Mewa Prejłowo – Mazur Świętajno 0:2 (0:2)

Bramki dla Mazura: Arkadiusz Kozioł (20.), Mirosław Walas (44.)

Mazur: Wielk, M. Kozicki, Ryszard Kozicki, Robert Kozicki, Tański (75. Mikołajczyk), Jędrzejczyk, Paradowski, Tatyrata, Walas, Kozioł, Witkowski.

Wbrew wynikowi nie był to łatwy mecz dla gości. Między słupkami dobrze spisywał się jednak doświadczony Wielk, który wybronił kilka groźnych piłek.

Wynik ustalony został jeszcze w pierwszej połowie. Najpierw Kozioł wykorzystał dośrodkowanie Tatyraty z rzutu rożnego i z metra głową skierował piłkę do siatki. Tuż przed przerwą Walas uderzył celnie z półwoleja, pogarszając atmosferę w zespole gospodarzy.

WKS Dąbrówka Wielka – Kormoran Lutry 4:3 (0:1), KS Łęgajny – KS Różnowo 3:4 (2:3). Pauzowali Błękitni Stary Olsztyn.

KLASA OKRĘGOWA

10. kolejka

JUNIORZY

Iskra Smykówko – MKS Szczytno 0:5 (0:0); br.: Kamil Miłek (52.), Roman Damian (62., 75.), Arkadiusz Wnuk (70.), Konrad Rusiecki (88.).

JUNIORZY MŁODSI

Reda Szczytno – Omulew Wielbark 4:1 (2:0); br.: Jakub Domżalski (7., 15.), Przemysław Augustyniak (51.), Jakub Miłek (52.-k) – Mateusz Myśliwy (63.)

Błękitni Pasym – Pisa Barczewo 0:11 (0:3)

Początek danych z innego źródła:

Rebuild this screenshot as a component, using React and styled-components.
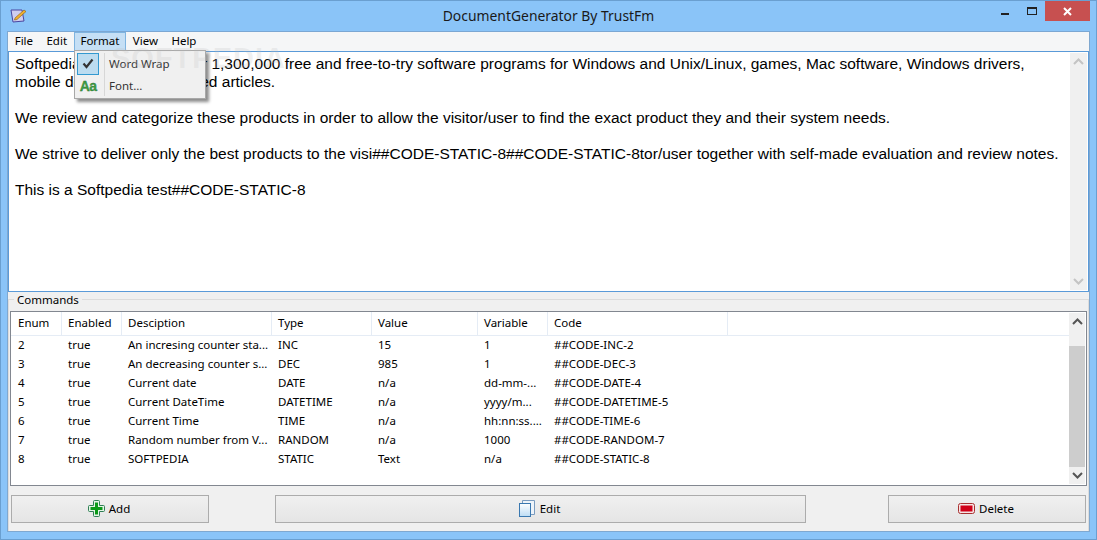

Orzeł Janowiec Kościelny – MKS Szczytno 1:0 (0:0)

MŁODZICY

Cegielnie Olsztyńskie Unieszewo – Błękitni Pasym 2:9 (2:5); br.: Marcin Kruczyk (12., 40., 44.), Kamil Dobrzycki (18., 67.), Mateusz Kędzierski (21., 24., 49.), Damian Wanowicz (33.)

Mrągowia Mrągowo - MKS Szczytno 4:1 (2:0); br.: Maciej Balcerzak (48.)

Reda Szczytno pauzowała.

TRAMPKARZE

Reda Szczytno – Omulew Wielbark 6;2 (3:1); br.: Kamil Kaczmarczyk (10., 38.), Jędrzej Rydzewski (18.), Dawid Czarnecki (22.), Oskar Hardziej (42., 51.) - Filip Gut (25., 47.)

GKS Stawiguda – Błękitni Pasym 4:2 (3:1); br.: Sylwester Woźniak (4.), Szymon Hopaluk (38.)

Mrągowia Mrągowo – MKS Szczytno 5:2 (3:0); br.: Paweł Kobus (42., 51.)